To allow using SMURF when Matlab is not available, we prepared a Windows and a Linux precompiled versions of SMURF. The user should first download and install one of the following file:
Windows - download and install MCR from: https://www.mathworks.com/supportfiles/downloads/R2015a/deployment_files/R2015a/installers/win64/MCR_R2015a_win64_installer.exe
Linux - download and install MCR from: https://www.mathworks.com/supportfiles/downloads/R2014a/deployment_files/R2014a/installers/glnxa64/MCR_R2014a_glnxa64_installer.zip
The SMURF standalone version has a single input argument: the name of the configuration file, to be provided in the command line. In Windows the user will be prompted to select the config file in case it was not provided in the command line.
An example of a configuration file (compiled_config_script.m) is provided with the package. The software will write all its log file in the same directory.

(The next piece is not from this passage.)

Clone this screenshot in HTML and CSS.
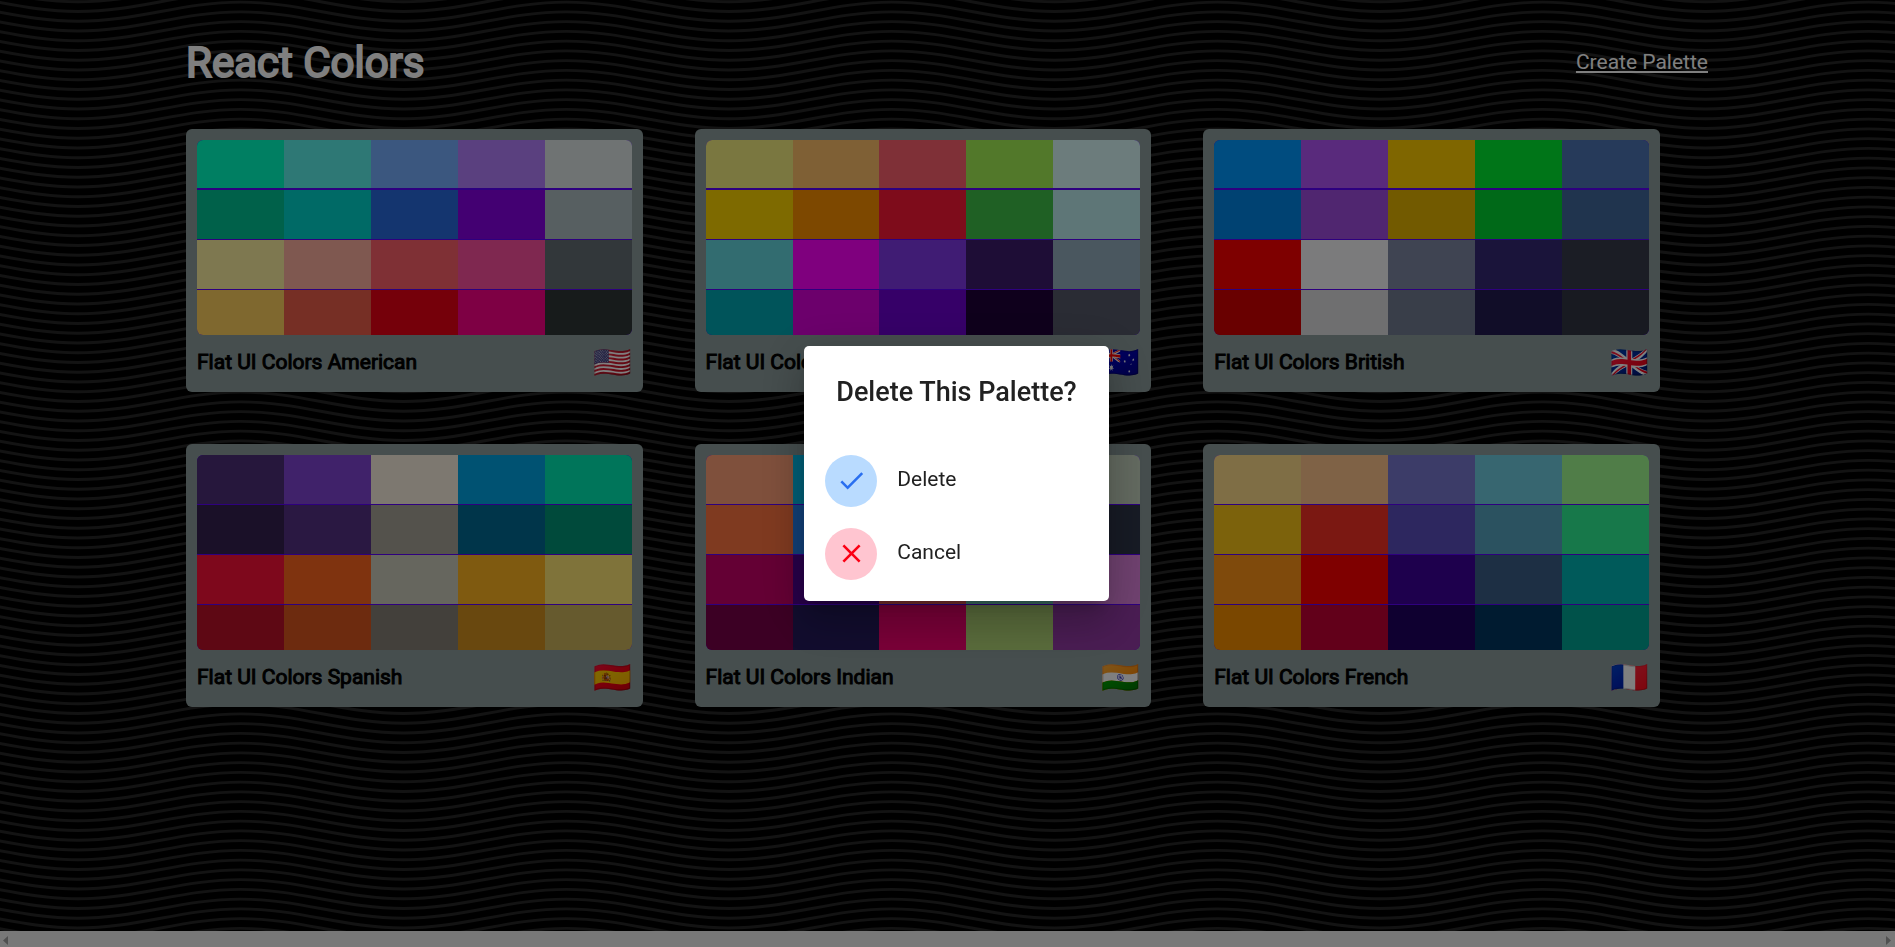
FILE: index.html
```html
<!DOCTYPE html>
<html lang="en">
<head>
<meta charset="utf-8">
<title>React Colors</title>
<link rel="stylesheet" href="styles.css">
</head>
<body>
<div class="page">
  <main class="container">
    <header class="nav">
      <h1 class="nav-title">React Colors</h1>
      <a class="nav-link" href="#new">Create Palette</a>
    </header>
    <section class="palettes" id="palettes"></section>
  </main>
  <div class="scrollbar">
    <svg width="16" height="16" viewBox="0 0 16 16"><path d="M8 5v9l-5-4.500z"/></svg>
    <svg width="16" height="16" viewBox="0 0 16 16"><path d="M7 5v9l5-4.500z"/></svg>
  </div>
</div>
<div class="backdrop">
  <div class="dialog" role="dialog" aria-modal="true" aria-labelledby="dialog-title">
    <h2 class="dialog-title" id="dialog-title">Delete This Palette?</h2>
    <div class="dialog-list">
      <button class="dialog-item" type="button">
        <span class="avatar avatar-confirm"><svg viewBox="0 0 24 24"><path d="M9 16.170L4.830 12l-1.420 1.410L9 19 21 7l-1.410-1.410z"/></svg></span>
        <span class="dialog-text">Delete</span>
      </button>
      <button class="dialog-item" type="button">
        <span class="avatar avatar-cancel"><svg viewBox="0 0 24 24"><path d="M19 6.410L17.590 5 12 10.590 6.410 5 5 6.410 10.590 12 5 17.590 6.410 19 12 13.410 17.590 19 19 17.590 13.410 12z"/></svg></span>
        <span class="dialog-text">Cancel</span>
      </button>
    </div>
  </div>
</div>
<script src="app.js"></script>
</body>
</html>
```
FILE: app.js
```js
const palettes = [
  { name: "Flat UI Colors American", emoji: "🇺🇸", colors:
    "00ffc4 5cf0ea 76aefe b480fe dee6e6 00c294 00d4cc 286ade 8600e4 aebec2 fcf0a0 ffb0a0 fe606a ff50a0 646e74 ffd05e ec5e4a ea0014 fc0088 2e3636" },
  { name: "Flat UI Colors Australian", emoji: "🇦🇺", colors:
    "f4ee80 ffc06a fe606e a4f054 d8f8f8 fcd400 fa9000 fc1836 3ec048 bcecee 64d8e0 fe00fc 8038e8 3c1a6c 94aebe 00a8b4 d800d8 6c00d0 1e0038 545868" },
  { name: "Flat UI Colors British", emoji: "🇬🇧", colors:
    "0098ff b254f8 ffcc00 00ea30 4c74b4 0084e4 a04ce0 e4b400 00d230 40689c fc0000 f6f6f8 7e88a4 342874 363a4a d20000 dedee0 727c92 221a50 303442" },
  { name: "Flat UI Colors Spanish", emoji: "🇪🇸", colors:
    "4c2e78 8044d4 faf0e0 00a4e4 00eab4 342050 543084 a8a498 006a94 009476 fc1038 ff661e ccccbc ffb420 ffe674 bc1028 da561e 868076 d2901e ccb45c" },
  { name: "Flat UI Colors Indian", emoji: "🇮🇳", colors:
    "ffa078 00beee ff8cc0 ffe070 c8d6c2 ff7440 2480f0 ff3060 80e040 2e364a c80068 500094 f45e58 74dac0 e084e0 780048 241a5c f40070 b4d878 943aa6" },
  { name: "Flat UI Colors French", emoji: "🇫🇷", colors:
    "fedc8a ffc48c 7878d0 6ecce0 a0fa90 f8c418 f63024 5a4ebe 56a4c0 2ef094 ff9418 ff0000 3c009a 3a5e88 00b4b4 f48e00 c40034 1e0060 003660 00a494" }
];

const list = document.getElementById("palettes");
for (const palette of palettes) {
  const card = document.createElement("article");
  card.className = "palette";
  const swatches = palette.colors.split(" ")
    .map(c => `<div class="swatch" style="background:#${c}"></div>`).join("");
  card.innerHTML = `<div class="swatches">${swatches}</div>
    <h3 class="palette-title"><span>${palette.name}</span><span class="flag">${palette.emoji}</span></h3>`;
  list.append(card);
}
```
FILE: styles.css
```css
* { box-sizing: border-box; }

body {
  margin: 0;
  background: #000;
  font-family: Roboto, "Liberation Sans", sans-serif;
  font-size: 21px;
}

.page {
  display: flex;
  flex-direction: column;
  min-height: 100vh;
  background-color: #000;
  background-image: url("data:image/svg+xml,%3Csvg xmlns='http://www.w3.org/2000/svg' width='651' height='39' viewBox='0 0 651 39'%3E%3Cdefs%3E%3Cpath id='w' fill='none' stroke='%23262626' stroke-width='2.9' d='M-84.750-17.400c59 0 103.750 19.200 162.750 19.200s103.750-19.200 162.750-19.200s103.750 19.200 162.750 19.200s103.750-19.200 162.750-19.200s103.750 19.200 162.750 19.200'/%3E%3C/defs%3E%3Cuse href='%23w'/%3E%3Cuse href='%23w' y='9.750'/%3E%3Cuse href='%23w' y='19.500'/%3E%3Cuse href='%23w' y='29.250'/%3E%3Cuse href='%23w' y='39'/%3E%3Cuse href='%23w' y='48.750'/%3E%3Cuse href='%23w' y='58.500'/%3E%3C/svg%3E");
}

.container {
  flex: 1;
  padding: 0 187px 0 186px;
}

.nav {
  display: flex;
  align-items: center;
  justify-content: space-between;
  height: 129px;
  padding-bottom: 5px;
  color: #fff;
}

.nav-title {
  margin: 0;
  font-size: 42px;
  font-weight: 400;
  -webkit-text-stroke: 2px #fff;
}

.nav-link { color: #fff; }

.palettes {
  display: grid;
  grid-template-columns: repeat(3, 30%);
  gap: 52px;
}

.palette {
  padding: 11px 11px 16px;
  border-radius: 6px;
  background: #8c9c9c;
}

.swatches {
  display: grid;
  grid-template-columns: repeat(5, 1fr);
  grid-auto-rows: 49px;
  row-gap: 1px;
  height: 195px;
  overflow: hidden;
  border-radius: 6px;
  background: #5c00ff;
}

.palette:nth-child(-n+3) .swatch:nth-child(-n+5) { height: 48px; }

.palette-title {
  display: flex;
  align-items: center;
  justify-content: space-between;
  height: 41px;
  margin: 0;
  padding-top: 13px;
  font-size: 21px;
  font-weight: 400;
  -webkit-text-stroke: 1px #000;
  color: #000;
}

.flag {
  font-size: 31px;
  line-height: 1;
  -webkit-text-stroke: 0;
  filter: saturate(1.3);
}

.scrollbar {
  display: flex;
  justify-content: space-between;
  height: 16px;
  background: #f1f1f1;
  fill: #a0a0a0;
}

.backdrop {
  position: fixed;
  inset: 0;
  display: flex;
  align-items: center;
  justify-content: center;
  padding-left: 18px;
  background: rgba(0, 0, 0, 0.5);
}

.dialog {
  border-radius: 5px;
  background: #fff;
  color: #212121;
  box-shadow: 0 11px 15px -7px rgba(0, 0, 0, 0.2), 0 24px 38px 3px rgba(0, 0, 0, 0.14), 0 9px 46px 8px rgba(0, 0, 0, 0.12);
}

.dialog-title {
  margin: 0;
  padding: 25px 32px 23px;
  font-size: 27px;
  font-weight: 500;
  line-height: 42px;
}

.dialog-list { padding: 8px 0 11px; }

.dialog-item {
  display: flex;
  align-items: center;
  gap: 20px;
  width: 100%;
  height: 73px;
  padding: 0 21px;
  border: 0;
  background: none;
  color: inherit;
  font: inherit;
  text-align: left;
}

.dialog-text { padding-bottom: 3px; }

.avatar {
  display: flex;
  align-items: center;
  justify-content: center;
  width: 52px;
  height: 52px;
  border-radius: 50%;
}

.avatar svg { width: 31px; height: 31px; fill: currentColor; }
.avatar-confirm { background: #b9dbff; color: #2a6ff0; }
.avatar-cancel { background: #ffc5d0; color: #fb0014; }
```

For example, the Linux command line would be: ./SMURF_lin ../Configs/compiled_params_script.m
And for Windows: SMURF_win.exe ../Configs/compiled_params_script.m
primers_seq - the list of (possibly degenerate) primers
DB_kmer_len - the length of the kmers saved in the ad hoc data base. Notice that the kmer_len parameter used for the sample profiling will have to be smaller than DB_kmer_len
allowed_mm - the maximal allowed mismatch between a primer and 16S sequence for the latter to be considered amplified by the primer
base_samples_dir - the samples’ directory
sample_name – the directory of fastq files of the specific samples. Notice that the fastq files must be named using the following convention. If the sample_name=’Example’, then for paired end sequencing the files will be names: Example_L001_R1_001.fastq and Example_L001_R2_001.fastq
primer_set_name – the name of the primers set used for sequencing the sample
kmer_len – the length of the k-mer to be used for profiling
data_type – specify whether the reads contain quality scores. Possible values are ‘fasta’ or ‘fastq’.

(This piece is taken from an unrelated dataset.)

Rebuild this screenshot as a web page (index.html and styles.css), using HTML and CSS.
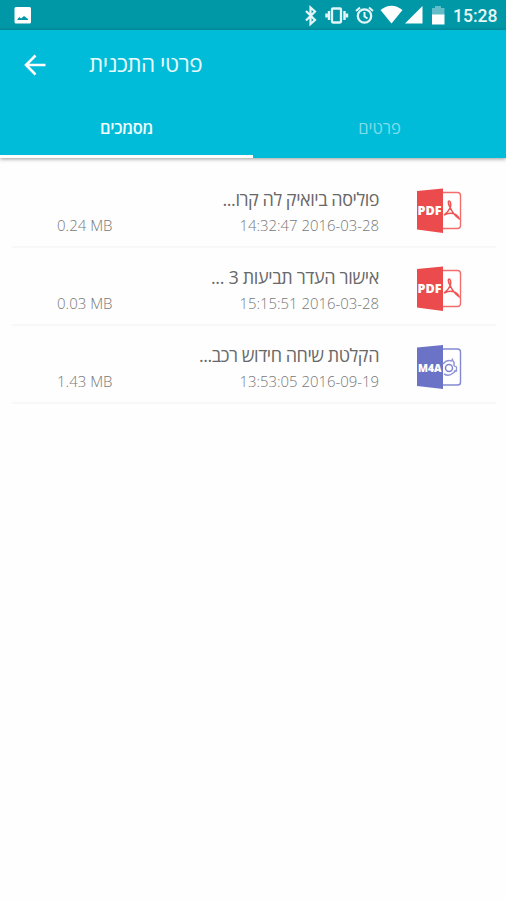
FILE: index.html
```html
<!DOCTYPE html>
<html lang="he">
<head>
<meta charset="utf-8">
<title>פרטי התכנית</title>
<link rel="stylesheet" href="styles.css">
</head>
<body>
<div class="status">
  <svg class="photo" width="18" height="18" viewBox="0 0 18 18"><rect x=".5" y="1" width="16.500" height="16.500" rx="1.500" fill="#fff"/><path d="M3.500 14v-1l2-2 1.500 1.500 3-2.500 4 3v1Z" fill="#0097a7"/></svg>
  <svg class="indicators" width="150" height="30" viewBox="300 0 150 30" fill="none" stroke="#e4f5f7">
    <path d="M306 11l9 9-4.500 4V7.500l4.500 4-9 9" stroke-width="2.200"/>
    <rect x="332" y="8.500" width="9" height="14" rx="1" stroke-width="2.300"/>
    <path d="M329 11v9M344.500 11v9M326.500 13.500v4M347 13.500v4" stroke-width="2.400"/>
    <circle cx="364.500" cy="16" r="6.700" stroke-width="2.300"/>
    <path d="M364.500 12v4.500l3 2M356 11l4-3.500M373 11l-4-3.500" stroke-width="2"/>
    <path d="M380.500 10Q391.500 1.500 402.500 10L391.500 23.500Z" fill="#fff" stroke="none"/>
    <path d="M422.500 6V23.500H405Z" fill="#fff" stroke="none"/>
    <path d="M432 8h3V6h6v2h3.500v7h-12.500Z" fill="#63bdc8" stroke="none"/>
    <path d="M432 14.500h12.500v10H432Z" fill="#fff" stroke="none"/>
  </svg>
  <span class="clock">15:28</span>
</div>
<header class="appbar">
  <div class="toolbar">
    <svg width="24" height="24" viewBox="0 0 24 24" fill="none" stroke="#fff" stroke-width="2.600"><path d="M12.500 2.500L3 12l9.500 9.500M3 12h19.500"/></svg>
    <h1>פרטי התכנית</h1>
  </div>
  <nav class="tabs">
    <div class="tab active"><span>מסמכים</span></div>
    <div class="tab"><span>פרטים</span></div>
  </nav>
</header>
<main class="list">
  <section class="row">
    <div class="size">0.24 MB</div>
    <div class="info"><div class="name" dir="rtl">פוליסה ביואיק לה קרו...</div><div class="date">14:32:47 2016-03-28</div></div>
    <svg class="icon" width="46" height="46" viewBox="0 0 46 46">
      <path d="M26 4.500H41.500Q44.500 4.500 44.500 7.500V37.500Q44.500 40.500 41.500 40.500H26" fill="#fff" stroke="#f26d6b" stroke-width="1.400"/>
      <path d="M1 3L27 .5V45L1 41.500Z" fill="#eb4b4d"/>
      <path d="M28 27C34 23 36 17 34 13.500C32 12 31.500 15 34 19C36 24 39 28 43 30.500C41 25.500 34 23.500 28 27Z" fill="none" stroke="#ee5557" stroke-width="1.500"/>
      <text x="1.500" y="26.500" class="badge" textLength="24" lengthAdjust="spacingAndGlyphs">PDF</text>
    </svg>
  </section>
  <section class="row">
    <div class="size">0.03 MB</div>
    <div class="info"><div class="name wide" dir="rtl">אישור העדר תביעות 3 ...</div><div class="date">15:15:51 2016-03-28</div></div>
    <svg class="icon" width="46" height="46" viewBox="0 0 46 46">
      <path d="M26 4.500H41.500Q44.500 4.500 44.500 7.500V37.500Q44.500 40.500 41.500 40.500H26" fill="#fff" stroke="#f26d6b" stroke-width="1.400"/>
      <path d="M1 3L27 .5V45L1 41.500Z" fill="#eb4b4d"/>
      <path d="M28 27C34 23 36 17 34 13.500C32 12 31.500 15 34 19C36 24 39 28 43 30.500C41 25.500 34 23.500 28 27Z" fill="none" stroke="#ee5557" stroke-width="1.500"/>
      <text x="1.500" y="26.500" class="badge" textLength="24" lengthAdjust="spacingAndGlyphs">PDF</text>
    </svg>
  </section>
  <section class="row">
    <div class="size">1.43 MB</div>
    <div class="info"><div class="name" dir="rtl">הקלטת שיחה חידוש רכב...</div><div class="date">13:53:05 2016-09-19</div></div>
    <svg class="icon" width="46" height="46" viewBox="0 0 46 46">
      <path d="M26 5H41.500Q44.500 5 44.500 8V38.500Q44.500 41 41.500 41H26" fill="#fff" stroke="#8289d2" stroke-width="1.400"/>
      <path d="M1 3.500L27 1V45L1 42Z" fill="#6b73c6"/>
      <path d="M36 17A8 8 0 0 0 27 20M28 30A8 8 0 0 0 39.500 26M36 14.500l1.500 3.500M38 17.500V22" fill="none" stroke="#8f95d6" stroke-width="1.500"/>
      <circle cx="33" cy="24" r="3.500" fill="none" stroke="#7f86d0" stroke-width="1.500"/>
      <path d="M38 22l2.500 1v4l-2.500 1" fill="none" stroke="#8f95d6" stroke-width="1.300"/>
      <text x="2" y="28" class="badge small" textLength="23.500" lengthAdjust="spacingAndGlyphs">M4A</text>
    </svg>
  </section>
</main>
</body>
</html>
```
FILE: styles.css
```css
* { box-sizing: border-box; }
body { margin: 0; height: 900px; overflow: hidden; background: #fefefe; font-family: "Open Sans", "Noto Sans", sans-serif; }
.status { height: 30px; background: #0097a7; display: flex; align-items: center; padding: 0 9px 0 14px; }
.indicators { margin-left: auto; }
.clock { color: #e8f7f8; font: 500 17.500px/30px Roboto, sans-serif; width: 44px; margin-left: 3px; padding-top: 1px; white-space: nowrap; }
.appbar { position: relative; height: 128px; background: #00bcd9; box-shadow: 0 1px 4px rgba(0,0,0,.4); }
.toolbar { height: 70px; display: flex; align-items: center; padding-left: 23px; }
h1 { margin: 0 0 0 42px; padding-bottom: 3px; font-size: 22.500px; line-height: 34px; font-weight: 500; letter-spacing: -.5px; color: #e9fafc; white-space: nowrap; }
.tabs { display: flex; height: 58px; }
.tab { flex: 1; display: flex; justify-content: center; padding-top: 17px; font-size: 16.500px; line-height: 22px; color: #81dcea; }
.active { color: #f1fcfd; font-weight: 600; letter-spacing: -.3px; border-bottom: 3px solid #fff; }
.list { padding: 12px 10px 0 12px; }
.row { height: 78px; display: flex; border-bottom: 2px solid #f8f8f8; padding: 18px 34px 0 45px; color: #787878; }
.size { width: 70px; padding-top: 26px; font-size: 15px; line-height: 22px; font-weight: 350; }
.info { flex: 1; text-align: right; margin-right: 37px; }
.name { font-size: 18px; line-height: 24px; height: 26px; letter-spacing: -.45px; color: #686868; white-space: nowrap; margin-top: -1px; margin-bottom: 1px; }
.wide { letter-spacing: -.35px; }
.date { font-size: 14.900px; line-height: 22px; font-weight: 350; }
.badge { fill: #fff; font: 800 12px "Open Sans", sans-serif; }
.small { font-size: 11px; }
```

pe_flag - 0/1 flag specifying whether sequencing was single-end or paired-end, respectively.
qual_th – minimal Phred quality to be used in "prc_high_qual".
prc_high_qual – minimal required proportion of nucleotides in a read, having a Phred score above qual_th.
low10_th – maximal number of base pairs allowed to have Phred score below 10.
max_num_Ns – maximal number of ambiguous nucleotides allowed per read.
algo_pe_flag – 0/1 flag specifying whether the reconstruction should be performed assuming single-end or paired-end, respectively. This parameter will usually be equal to pe_flag, although pe_flag = 1 and algo_pe_flag = 0 is allowed, while pe_flag = 0 and algo_pe_flag = 1 is not possible.
max_err_inprimer - maximal number of mismatches allowed between the primer sequence and the read. Used for assigning a read to a region.
with_primer_flag – 0/1 flag specifying whether to remove the primers after assignment of read to regions.
uniS16_dir – directory of the reference database used for profiling.
db_filename – name of the reference (fasta) database file (without extension).
filter_reads – 0/1 flag specifying whether to apply the low abundance data preprocessing filter.
min_read_freq - minimal required frequency for a read per region to pass the low frequency reads filter.
min_read_count - minimal required count for a read per region to pass the low frequency reads filter.
nMM_cut – maximal number of mismatches allowed when matching reads to k-mers.
do_filter - 0/1 flag specifying whether to apply the data preprocessing bacteria filter.
pe – probability of error per nucleotide assumed by the algorithm.
tol – maximal L1 change in the estimate of read proportions vector between algorithm iterations.
numIter – maximal number of iteration of the reconstruction algorithm.